Phytic acid (or phytate) binds to iron, zinc, manganese, calcium and other nutrients in the body, making them unavailable for absorption in the gut. However, crops require a small amount of phytic acid to complete their life cycle. Therefore, scientists are trying to develop crop varieties with low amounts of phytic acid. Pandey is trying to delineate the pathway of phytic acid production in wheat. He has found two crucial genes in this pathway – the ABCC13 transporter and Inositol Pentakisphosphate Kinase (IPK1) – and reduced their protein production via RNA interference technology in which small bits of RNA bind to IPK1 mRNA, stalling its protein production (bit.ly/phytic-acid). The team found that though blocking either of the two genes can reduce the phytic acid content of the plant, blocking IPK1 production is the preferred approach as it does not compromise other agro-economical traits. His team has been simultaneously working to identify the genes that are overexpressed when the plant has iron deficiency. If overexpressed, such genes can help extract more nutrients from the soil and load it in the plant.

There are two routes to developing a crop with desired traits: selective breeding to cross two parents with desired traits to get a progeny with superior traits, and genetic modification. Using gene editing, in 2020 a team led by Siddharth Tiwari at NABI developed a gene-edited banana variety that is rich in β-carotene, a type of provitamin A (bit.ly/biofortified-banana). This nutritious banana variety may soon undergo field trials in India. Pandey intends to use this technology to develop iron-rich, low-phytate wheat varieties that can be released in India. For this, he plans to reduce the production of phytic acid by reducing the expression of IPK1 gene in plants and simultaneously increase iron content in the same plant by overexpressing the genes that can help absorb more iron from the soil.

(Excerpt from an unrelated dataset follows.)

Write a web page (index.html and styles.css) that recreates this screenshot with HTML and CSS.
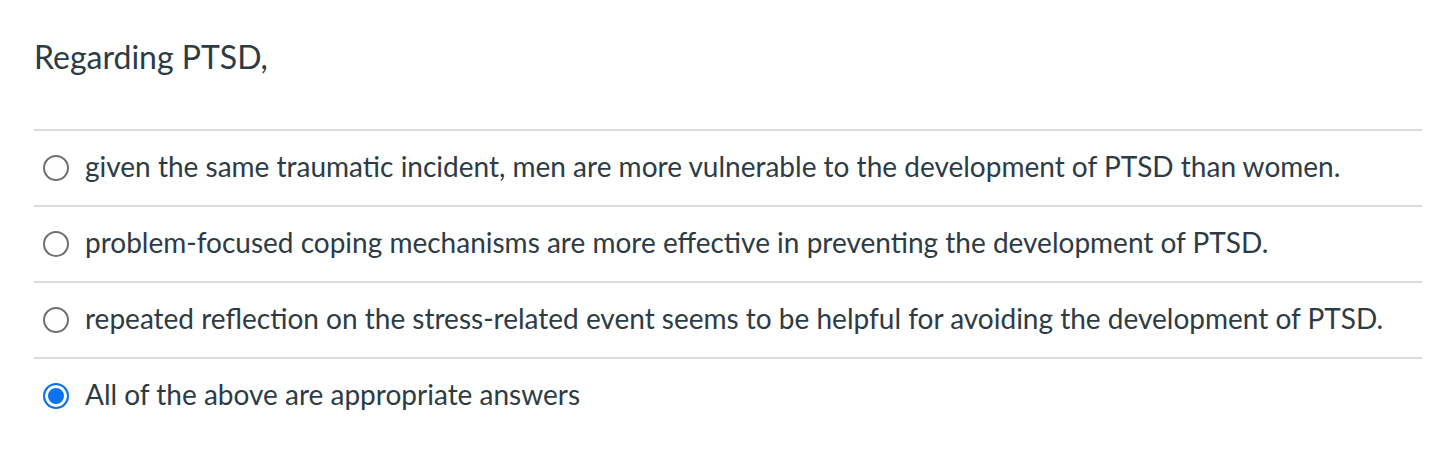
FILE: index.html
```html
<!DOCTYPE html>
<html>
<head>
<meta charset="utf-8">
<link rel="stylesheet" href="styles.css">
</head>
<body>
<div class="quiz">
  <div class="question">Regarding PTSD,</div>
  <div class="answers">
    <label class="answer"><span class="radio"></span><span class="text">given the same traumatic incident, men are more vulnerable to the development of PTSD than women.</span></label>
    <label class="answer"><span class="radio"></span><span class="text">problem-focused coping mechanisms are more effective in preventing the development of PTSD.</span></label>
    <label class="answer"><span class="radio"></span><span class="text">repeated reflection on the stress-related event seems to be helpful for avoiding the development of PTSD.</span></label>
    <label class="answer"><span class="radio checked"></span><span class="text">All of the above are appropriate answers</span></label>
  </div>
</div>
</body>
</html>
```

FILE: styles.css
```css
html, body {
  margin: 0;
  padding: 0;
  background: #ffffff;
}
body {
  font-family: Lato, "Noto Sans", sans-serif;
  color: #2d3b45;
}
.quiz {
  width: 1388px;
  margin-left: 34px;
}
.question {
  height: 129px;
  box-sizing: border-box;
  padding-top: 36px;
  font-size: 32px;
  line-height: 42px;
}
.answer {
  display: flex;
  align-items: center;
  height: 76px;
  box-sizing: border-box;
  border-top: 2px solid #dcdcdc;
  padding-left: 9px;
  padding-bottom: 4px;
}
.radio {
  width: 26px;
  height: 26px;
  box-sizing: border-box;
  border: 2px solid #707070;
  border-radius: 50%;
  flex: none;
  margin-right: 16px;
  margin-top: 3px;
}
.radio.checked {
  border: 2px solid #0b72f0;
  background: #0b72f0;
  box-shadow: inset 0 0 0 3px #ffffff;
}
.text {
  font-size: 28px;
  line-height: 34px;
}
```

The availability of whole genome information of several crop plants and low-cost nucleotide sequencing have helped both breeders and plant biotechnologists to develop biofortified crops. The whole genome information allows plant biotechnologists to transfer the knowledge of nutrient-related genes and pathways obtained from one plant to another, and it gives opportunities to plant breeders to select better parents and develop better markers for selecting the progenies with desired traits.

"Once you have a reference plant genome... you are at a great advantage," says Firoz Hossain, Principal Scientist at ICAR-Indian Agricultural Research Institute, New Delhi. "You know the location of the gene, you know what is the exact length of the gene, what are the genes available at either side of the gene. This kind of information is really helpful."

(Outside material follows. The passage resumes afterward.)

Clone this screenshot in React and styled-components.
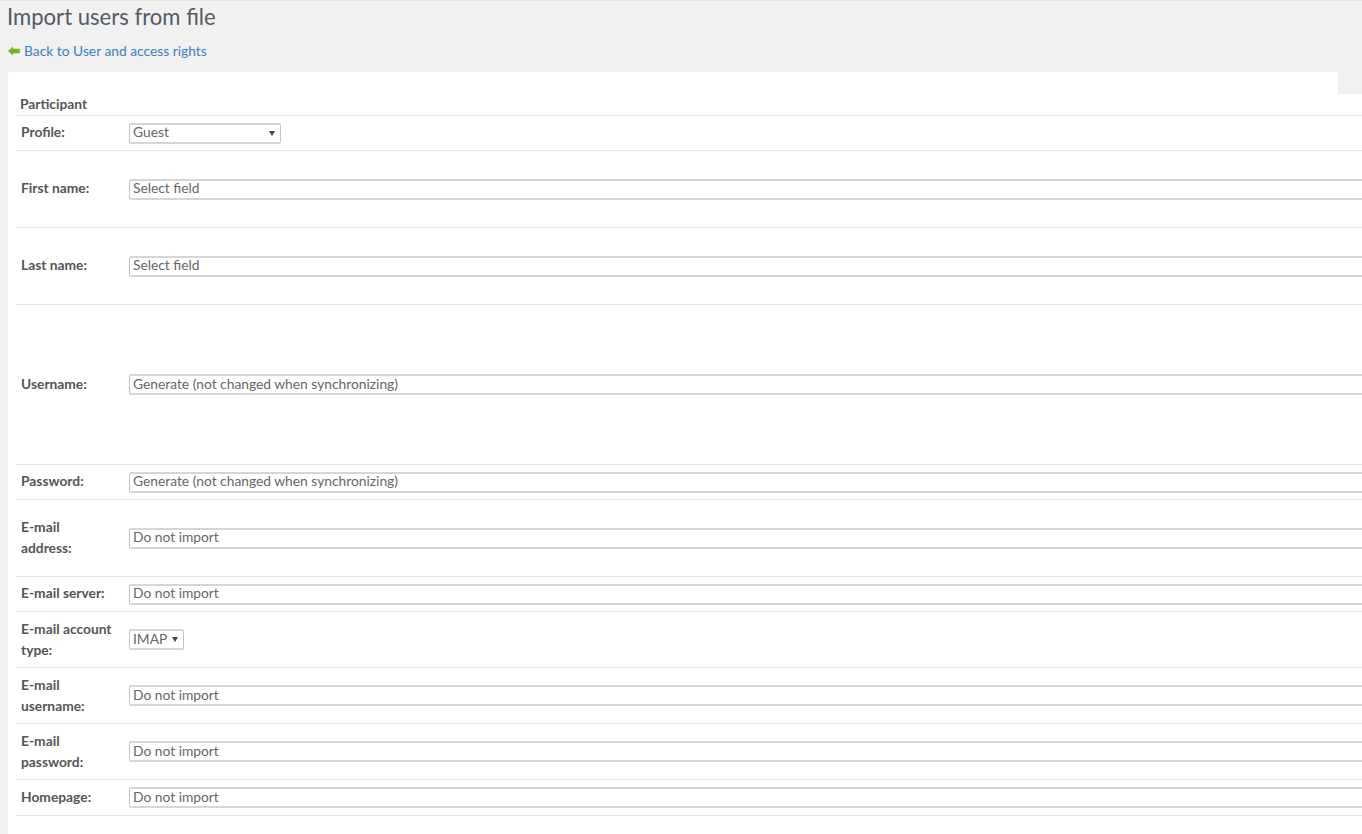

Hossain's team developed and released a series of maize varieties that are rich in provitamin A and essential amino acids lysine and tryptophan in 2020. One such variety, 'Pusa HQPM-1 Improved', has 7.0 ppm of provitamin A as compared to 1-2 ppm in traditional hybrids. It also has high lysine (4.59%) and tryptophan (0.85%) in endosperm protein compared to traditional maize, which has 1.50-2.50% lysine and 0.30-0.40% tryptophan.

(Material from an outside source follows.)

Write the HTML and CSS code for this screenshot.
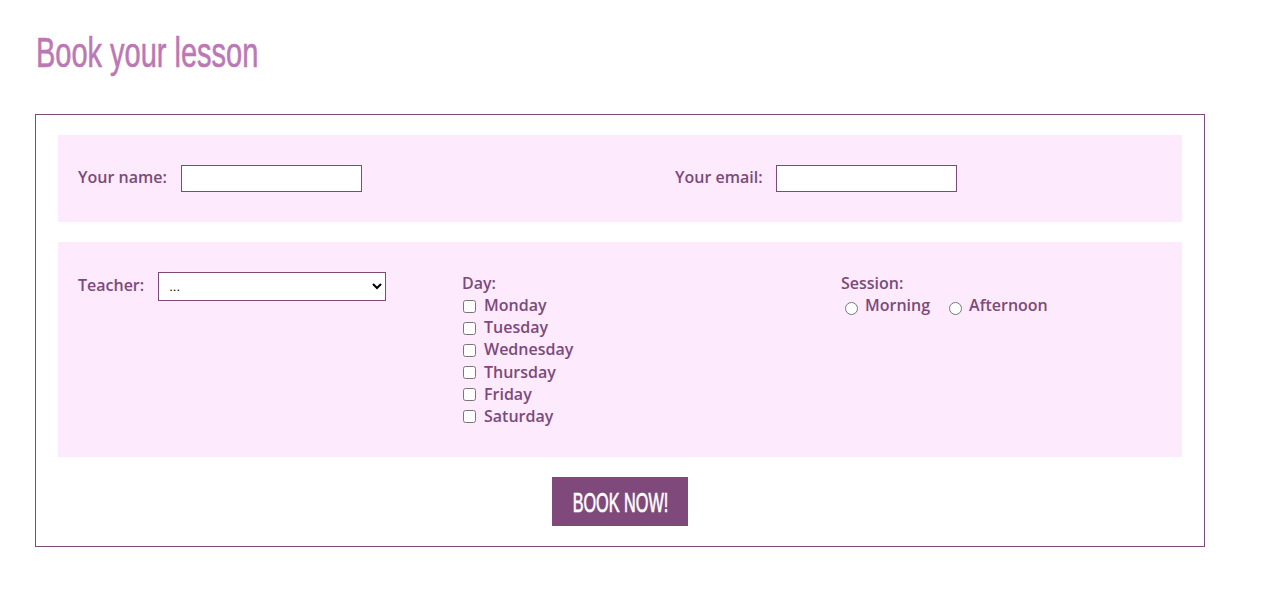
FILE: index.html
```html
<!DOCTYPE html>
<html lang="en">
<head>
<meta charset="utf-8">
<title>Book your lesson</title>
<link rel="stylesheet" href="styles.css">
</head>
<body>
<main class="page">
  <h1 class="title"><span class="title-text">Book your lesson</span></h1>
  <form class="booking">
    <div class="panel panel-contact">
      <div class="field">
        <label class="label" for="name">Your name:</label>
        <input class="text-input" id="name" type="text">
      </div>
      <div class="field field-email">
        <label class="label" for="email">Your email:</label>
        <input class="text-input" id="email" type="email">
      </div>
    </div>
    <div class="panel panel-options">
      <div class="field field-teacher">
        <label class="label" for="teacher">Teacher:</label>
        <select class="select" id="teacher">
          <option>...</option>
        </select>
      </div>
      <div class="group">
        <div class="label">Day:</div>
        <label class="check"><input type="checkbox" class="box">Monday</label>
        <label class="check"><input type="checkbox" class="box">Tuesday</label>
        <label class="check"><input type="checkbox" class="box">Wednesday</label>
        <label class="check"><input type="checkbox" class="box">Thursday</label>
        <label class="check"><input type="checkbox" class="box">Friday</label>
        <label class="check"><input type="checkbox" class="box">Saturday</label>
      </div>
      <div class="group">
        <div class="label">Session:</div>
        <div class="radios">
          <label class="radio"><input type="radio" name="session" class="dot">Morning</label>
          <label class="radio"><input type="radio" name="session" class="dot">Afternoon</label>
        </div>
      </div>
    </div>
    <div class="actions">
      <button type="button" class="submit"><span class="submit-text">BOOK NOW!</span></button>
    </div>
  </form>
</main>
</body>
</html>
```
FILE: styles.css
```css
html, body {
  margin: 0;
  padding: 0;
  background: #ffffff;
}

.page {
  padding: 0 0 0 35px;
  width: 1170px;
}

.title {
  margin: 28px 0 36px 1px;
  height: 50px;
  line-height: 50px;
  font-family: "Liberation Sans", sans-serif;
  font-weight: normal;
  font-size: 42px;
  color: #bb78b5;
  white-space: nowrap;
}

.title-text {
  display: inline-block;
  transform: scaleX(0.69);
  transform-origin: left center;
  -webkit-text-stroke: 0.6px #bb78b5;
}

.booking {
  border: 1px solid #7e4a7c;
  padding: 20px 22px;
  display: flex;
  flex-direction: column;
  gap: 20px;
  font-family: "Open Sans", sans-serif;
  font-weight: 600;
  font-size: 16px;
  line-height: 22.15px;
  color: #7b4a7b;
}

.panel {
  background: #fdeafd;
  padding: 30px 20px;
  display: grid;
}

.panel-contact {
  grid-template-columns: 597px 1fr;
}

.panel-options {
  grid-template-columns: 384px 379px 1fr;
  align-items: start;
}

.field {
  display: flex;
  align-items: center;
  gap: 14px;
}

.field-email {
  gap: 13px;
}

.field .label {
  padding-bottom: 2px;
}

.text-input {
  box-sizing: border-box;
  width: 181px;
  height: 27px;
  margin: 0;
  border: 1px solid #7e4a7c;
  background: #ffffff;
  padding: 0 4px;
  font-family: "Open Sans", sans-serif;
  font-size: 13px;
}

.select {
  box-sizing: border-box;
  width: 228px;
  height: 29px;
  margin: 0;
  border: 1px solid #7e4a7c;
  border-radius: 0;
  background: #ffffff;
  padding: 0 6px;
  font-family: "Liberation Sans", sans-serif;
  font-size: 13px;
  color: #000000;
}

.group {
  display: flex;
  flex-direction: column;
}

.check {
  display: flex;
  align-items: center;
  height: 22.15px;
}

.box {
  width: 13px;
  height: 13px;
  margin: 2px 8px 0 1px;
}

.radios {
  display: flex;
  height: 22px;
  align-items: center;
}

.radio {
  display: flex;
  align-items: center;
  margin-right: 15px;
}

.dot {
  width: 13px;
  height: 13px;
  margin: 6px 7px 0 4px;
}

.actions {
  display: flex;
  justify-content: center;
}

.submit {
  width: 136px;
  height: 49px;
  margin: 0;
  border: none;
  border-radius: 0;
  background: #7f4a7b;
  color: #ffffff;
  font-family: "Liberation Sans", sans-serif;
  font-size: 28px;
  padding: 3px 0 0 0;
  display: flex;
  align-items: center;
  justify-content: center;
  overflow: hidden;
}

.submit-text {
  display: inline-block;
  transform: scaleX(0.58);
  -webkit-text-stroke: 0.7px #ffffff;
  white-space: nowrap;
}
```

Nutrition, however, alone can't make a crop variety successful. "No farmer will ever grow any biofortified maize if it is not high-yielding," explains Hossain. Therefore, the nutritional varieties are only released if their yield is at par with existing non-nutritious varieties.

As the climate crisis worsens, developing nutritious, high-yielding crops that are also resistant to environmental stresses is key to ensuring food security.